## Prompt
Write the data out again, character for character, with no images.

## Raw data

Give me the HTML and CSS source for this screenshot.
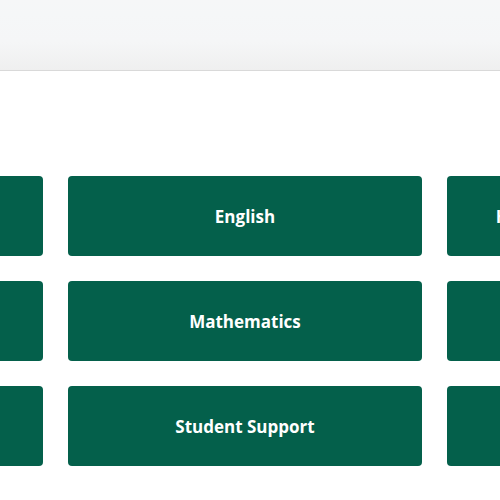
FILE: index.html
```html
<!DOCTYPE html>
<html lang="en">
<head>
<meta charset="utf-8">
<title>Subjects</title>
<link rel="stylesheet" href="styles.css">
</head>
<body>
<header class="topbar"></header>
<main class="content">
  <div class="tiles">
    <a class="tile" href="#">Arts</a>
    <a class="tile" href="#">English</a>
    <a class="tile" href="#">Health and Physical Education</a>
    <a class="tile" href="#">Languages</a>
    <a class="tile" href="#">Mathematics</a>
    <a class="tile" href="#">Science</a>
    <a class="tile" href="#">Social Sciences</a>
    <a class="tile" href="#">Student Support</a>
    <a class="tile" href="#">Technology</a>
  </div>
</main>
</body>
</html>
```

FILE: styles.css
```css
html, body {
  margin: 0;
  padding: 0;
  background: #ffffff;
  overflow: hidden;
  font-family: "Open Sans", "Noto Sans", sans-serif;
}

.topbar {
  height: 70px;
  background: linear-gradient(to bottom, #f6f7f8 0%, #f5f7f8 20%, #f5f6f7 60%, #efefef 100%);
  border-bottom: 1px solid #d9d9d9;
}

.content {
  padding-top: 105px;
  display: flex;
  justify-content: center;
  padding-right: 10px;
}

.tiles {
  display: grid;
  grid-template-columns: repeat(3, 354px);
  gap: 25px;
  flex-shrink: 0;
}

.tile {
  height: 80px;
  background: #04604b;
  border-radius: 4px;
  color: #ffffff;
  text-decoration: none;
  font-weight: 700;
  font-size: 17px;
  display: flex;
  align-items: center;
  justify-content: center;
}
```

## Result for this exercise
Give me the HTML and CSS source for this screenshot.
FILE: index.html
```html
<!DOCTYPE html>
<html lang="en">
<head>
<meta charset="utf-8">
<title>Subjects</title>
<link rel="stylesheet" href="styles.css">
</head>
<body>
<header class="topbar"></header>
<main class="content">
  <div class="tiles">
    <a class="tile" href="#">Arts</a>
    <a class="tile" href="#">English</a>
    <a class="tile" href="#">Health and Physical Education</a>
    <a class="tile" href="#">Languages</a>
    <a class="tile" href="#">Mathematics</a>
    <a class="tile" href="#">Science</a>
    <a class="tile" href="#">Social Sciences</a>
    <a class="tile" href="#">Student Support</a>
    <a class="tile" href="#">Technology</a>
  </div>
</main>
</body>
</html>
```

FILE: styles.css
```css
html, body {
  margin: 0;
  padding: 0;
  background: #ffffff;
  overflow: hidden;
  font-family: "Open Sans", "Noto Sans", sans-serif;
}

.topbar {
  height: 70px;
  background: linear-gradient(to bottom, #f6f7f8 0%, #f5f7f8 20%, #f5f6f7 60%, #efefef 100%);
  border-bottom: 1px solid #d9d9d9;
}

.content {
  padding-top: 105px;
  display: flex;
  justify-content: center;
  padding-right: 10px;
}

.tiles {
  display: grid;
  grid-template-columns: repeat(3, 354px);
  gap: 25px;
  flex-shrink: 0;
}

.tile {
  height: 80px;
  background: #04604b;
  border-radius: 4px;
  color: #ffffff;
  text-decoration: none;
  font-weight: 700;
  font-size: 17px;
  display: flex;
  align-items: center;
  justify-content: center;
}
```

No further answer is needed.